PII and PCI detection in API traffic gives security teams a practical view of what sensitive data is actually moving through the application layer. It helps answer a simple but critical question: which APIs are exposing personal, payment, or regulated data, and is that exposure expected?
Modern applications depend on APIs between web apps, mobile apps, partners, microservices, gateways, service meshes, and third-party platforms. That creates a wide surface for excessive data exposure, accidental response leakage, broken authorization, and quiet data exfiltration. Traditional code reviews and API security testing still matter, but they do not always show what production traffic looks like after teams ship new fields, connect new consumers, or change response formats.
Why PII and PCI Detection in API Traffic Matters
APIs are often designed to move structured business data quickly. That same strength can become a security problem when endpoints return more data than the client needs, expose sensitive fields to the wrong role, or allow high-volume harvesting through normal-looking requests.
PII and PCI detection helps teams see sensitive data at the point where risk becomes operational: the live request and response. This includes user profile responses, account search results, transaction APIs, checkout flows, partner integrations, admin endpoints, and internal service-to-service traffic.
Security teams get evidence
Instead of guessing which API might expose sensitive data, teams can review endpoint, method, identity, response field, frequency, and destination context.

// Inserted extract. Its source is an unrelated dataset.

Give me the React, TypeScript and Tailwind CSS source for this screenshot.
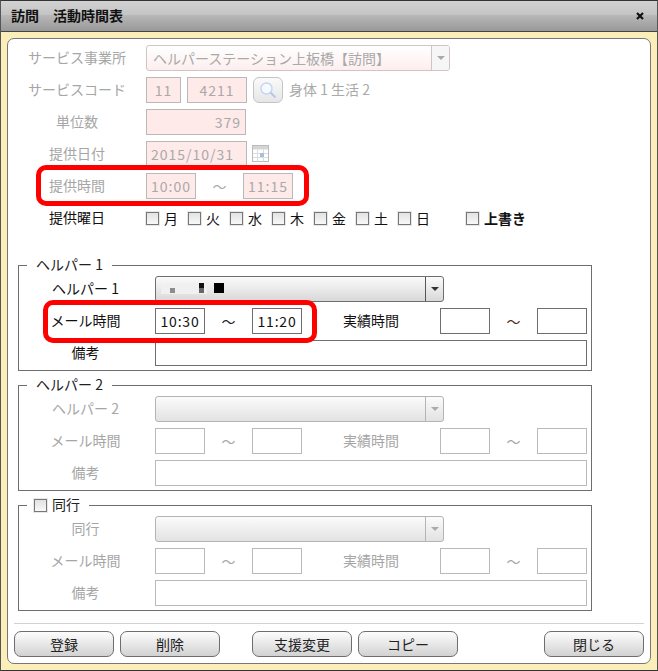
import type { ReactNode } from 'react'

const disabledInput = 'h-[26px] border border-[#b9b9b9] bg-[#ffeaea] text-[#a9a9a9] flex items-center tracking-[1px]'

function Check({ dim = false }: { dim?: boolean }) {
  return (
    <span
      className={`block w-[13px] h-[13px] border ${dim ? 'border-[#888]' : 'border-[#777]'} bg-gradient-to-b from-[#e2e2e2] to-[#f8f8f8] shadow-[0_0_0_1px_#e8e8e8]`}
    />
  )
}

function Day({ label, className = '' }: { label: string; className?: string }) {
  return (
    <div className={`flex items-center gap-[5px] ${className}`}>
      <Check />
      <span className="w-[15px] pb-[1px] text-[#111]">{label}</span>
    </div>
  )
}

function Select({ dim = false }: { dim?: boolean }) {
  return (
    <div
      className={`w-[289px] h-[26px] flex rounded-[3px] border ${dim ? 'border-[#b4b4b4] to-[#e2e2e2]' : 'border-[#6e6e6e] to-[#d8d8d8]'} bg-gradient-to-b from-[#fbfbfb] overflow-hidden`}
    >
      <div className="flex-1 relative">
        {!dim && (
          <svg width="90" height="26" className="absolute left-0 top-0">
            <rect x="5" y="7" width="46" height="10" fill="#f0f0f0" />
            <rect x="14" y="11" width="5" height="5" fill="#8c8c8c" />
            <rect x="43" y="6" width="5" height="5" fill="#111" />
            <rect x="43" y="11" width="5" height="5" fill="#666" />
            <rect x="58" y="6" width="10" height="10" fill="#000" />
          </svg>
        )}
      </div>
      <div className={`w-[18px] flex items-center justify-center border-l ${dim ? 'border-[#b4b4b4]' : 'border-[#555]'}`}>
        <span className={`block w-0 h-0 border-x-[4px] border-x-transparent border-t-[4px] ${dim ? 'border-t-[#aaa]' : 'border-t-[#333]'}`} />
      </div>
    </div>
  )
}

function TimeBox({ value, dim = false }: { value?: string; dim?: boolean }) {
  return (
    <div
      className={`w-[50px] h-[26px] border ${dim ? 'border-[#b9b9b9]' : 'border-[#6e6e6e]'} flex items-center justify-center text-[#111] tracking-[0.8px]`}
    >
      {value}
    </div>
  )
}

function GroupRow({ label, dim, children }: { label: string; dim: boolean; children: ReactNode }) {
  return (
    <div className="flex items-center h-[26px]">
      <div className={`w-[136px] pb-[2px] pr-[3px] text-center ${dim ? 'text-[#a6a6a6]' : 'text-[#111]'}`}>{label}</div>
      {children}
    </div>
  )
}

function Group({
  title,
  label,
  dim,
  from,
  to,
  check = false,
}: {
  title: string
  label: string
  dim: boolean
  from?: string
  to?: string
  check?: boolean
}) {
  const labelColor = dim ? 'text-[#a6a6a6]' : 'text-[#111]'
  return (
    <div className="relative w-[574px] h-[106px] border border-[#6e6e6e] pt-[10px] flex flex-col gap-[6px]">
      <div className="absolute -top-[11px] left-[8px] px-[9px] h-[20px] bg-white flex items-center gap-[5px] text-[#222]">
        {check && <span className="-ml-[2px]"><Check /></span>}
        <span className="pb-[2px]">{title}</span>
      </div>
      <GroupRow label={label} dim={dim}>
        <Select dim={dim} />
      </GroupRow>
      <GroupRow label="メール時間" dim={dim}>
        <TimeBox value={from} dim={dim} />
        <div className={`w-[47px] text-center ${dim ? 'text-[#a6a6a6]' : 'text-[#222]'}`}>～</div>
        <TimeBox value={to} dim={dim} />
        <div className={`w-[138px] pb-[2px] text-center ${labelColor}`}>実績時間</div>
        <TimeBox dim={dim} />
        <div className={`w-[47px] text-center ${dim ? 'text-[#a6a6a6]' : 'text-[#5a2a1a]'}`}>～</div>
        <TimeBox dim={dim} />
      </GroupRow>
      <GroupRow label="備考" dim={dim}>
        <div className={`w-[432px] h-[26px] border ${dim ? 'border-[#b9b9b9]' : 'border-[#6e6e6e]'}`} />
      </GroupRow>
    </div>
  )
}

function FormRow({ label, children }: { label: string; children: ReactNode }) {
  return (
    <div className="flex items-center h-[26px]">
      <div className="w-[138px] pb-[2px] text-center text-[#a6a6a6]">{label}</div>
      {children}
    </div>
  )
}

function Btn({ label, className = '' }: { label: string; className?: string }) {
  return (
    <button className={`w-[100px] h-[26px] rounded-[7px] border border-[#6e6e6e] bg-gradient-to-b from-[#fdfdfd] to-[#d2d2d2] text-[#222] ${className}`}>
      {label}
    </button>
  )
}

export default function App() {
  return (
    <div className="relative w-[658px] h-[671px] flex flex-col overflow-hidden bg-[#fbeeb8] border-x border-b border-t border-t-[#333] border-x-[#555] border-b-[#333] text-[14px] font-['Noto_Sans_CJK_JP','Liberation_Sans',sans-serif] leading-none">
      {/* Title bar */}
      <div className="h-[31px] shrink-0 flex items-center justify-between pl-[10px] pr-[13px] border-b border-[#444] bg-[linear-gradient(#d2d2d2_0,#c4c4c4_45%,#b8b8b8_48%,#989898_100%)]">
        <span className="font-bold text-[14px] text-[#111] pb-[2px]">訪問　活動時間表</span>
        <svg width="8" height="8" viewBox="0 0 8 8">
          <path d="M1 1l6 6M7 1l-6 6" stroke="#111" strokeWidth="2.2" />
        </svg>
      </div>

      <div className="flex-1 mx-[6px] mt-[6px] mb-[6px] rounded-[7px] border border-[#777] bg-white">
        <div className="pt-[6px] flex flex-col gap-[6px]">
          <FormRow label="サービス事業所">
            <div className="w-[304px] h-[26px] flex rounded-[3px] border border-[#d3c4c4] bg-gradient-to-b from-[#fff] to-[#fdeeee] text-[#a9a9a9] overflow-hidden">
              <div className="flex-1 flex items-center pl-[6px] pb-[1px]">ヘルパーステーション上板橋【訪問】</div>
              <div className="w-[18px] flex items-center justify-center border-l border-[#d3c4c4] bg-[#f6f6f6]">
                <span className="block w-0 h-0 border-x-[4px] border-x-transparent border-t-[4px] border-t-[#aaa]" />
              </div>
            </div>
          </FormRow>
          <FormRow label="サービスコード">
            <div className={`${disabledInput} w-[35px] justify-center`}>11</div>
            <div className={`${disabledInput} w-[60px] ml-[6px] justify-center`}>4211</div>
            <div className="ml-[6px] w-[30px] h-[26px] rounded-[6px] border border-[#c4c4c4] bg-gradient-to-b from-[#fafafa] to-[#e6e6e6] flex items-center justify-center">
              <svg width="18" height="18" viewBox="0 0 18 18" fill="none">
                <circle cx="7.5" cy="7.5" r="5.5" stroke="#c3d5f2" strokeWidth="1.4" fill="#f6f9fe" />
                <path d="M11.5 11.5l5 5" stroke="#b4c8ea" strokeWidth="2" />
              </svg>
            </div>
            <span className="ml-[6px] pb-[2px] text-[#a9a9a9]">身体 1 生活 2</span>
          </FormRow>
          <FormRow label="単位数">
            <div className={`${disabledInput} w-[100px] justify-end pr-[4px]`}>379</div>
          </FormRow>
          <FormRow label="提供日付">
            <div className={`${disabledInput} w-[101px] pl-[4px]`}>2015/10/31</div>
            <svg width="18" height="18" viewBox="0 0 18 18" className="ml-[5px]" fill="none">
              <rect x="0.5" y="0.5" width="16" height="16" fill="#fff" stroke="#bbb" />
              <rect x="1" y="1" width="15" height="3.5" fill="#d5d5d5" />
              <path d="M1 8.5h15M1 12.5h15M5.5 4.5v12M11.5 4.5v12" stroke="#d8dee4" />
              <rect x="8" y="8" width="4" height="4" fill="#a8bfd6" />
            </svg>
          </FormRow>
          <FormRow label="提供時間">
            <div className={`${disabledInput} w-[50px] pl-[4px]`}>10:00</div>
            <div className="w-[47px] text-center text-[#a9a9a9]">～</div>
            <div className={`${disabledInput} w-[50px] pl-[4px]`}>11:15</div>
          </FormRow>
          <div className="flex items-center h-[26px]">
            <div className="w-[138px] pb-[2px] text-center text-[#111]">提供曜日</div>
            <Day label="月" className="mr-[9px]" />
            <Day label="火" className="mr-[9px]" />
            <Day label="水" className="mr-[9px]" />
            <Day label="木" className="mr-[9px]" />
            <Day label="金" className="mr-[9px]" />
            <Day label="土" className="mr-[9px]" />
            <Day label="日" className="mr-[35px]" />
            <div className="flex items-center gap-[5px]">
              <Check />
              <span className="font-bold pb-[1px] text-[#111]">上書き</span>
            </div>
          </div>
        </div>

        <div className="ml-[10px] mt-[34px] flex flex-col gap-[14px]">
          <Group title="ヘルパー 1" label="ヘルパー 1" dim={false} from="10:30" to="11:20" />
          <Group title="ヘルパー 2" label="ヘルパー 2" dim />
          <Group title="同行" label="同行" dim check />
        </div>

        <div className="mx-[6px] mt-[12px] pt-[7px] border-t border-[#d2d2d2] flex">
          <Btn label="登録" />
          <Btn label="削除" className="ml-[6px]" />
          <Btn label="支援変更" className="ml-[32px]" />
          <Btn label="コピー" className="ml-[6px]" />
          <Btn label="閉じる" className="ml-auto" />
        </div>
      </div>

      {/* Red annotations drawn over the form */}
      <div className="absolute left-[35px] top-[164px] w-[273px] h-[41px] rounded-[10px] border-[5px] border-[#ff0000]" />
      <div className="absolute left-[42px] top-[299px] w-[274px] h-[43px] rounded-[10px] border-[5px] border-[#ff0000]" />
    </div>
  )
}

Developers get actionable findings
Findings are easier to fix when they point to specific fields, response examples, schema drift, and the business function that returned the data.
SOC teams get better signals
Runtime visibility can enrich SIEM events with sensitive data type, endpoint risk, actor behavior, and suspected data movement patterns.
Compliance teams get clarity
Traffic-level evidence helps validate where sensitive data appears, though formal compliance decisions should always be verified with qualified advisors.
What Counts as PII and PCI in an API Context?
PII is information that can identify a person directly or indirectly. PCI-related data usually refers to payment card and cardholder data handled in payment flows. In APIs, the challenge is that sensitive data may appear in predictable fields such as email or cardholderName, but also in generic fields such as value, metadata, note, or nested JSON objects.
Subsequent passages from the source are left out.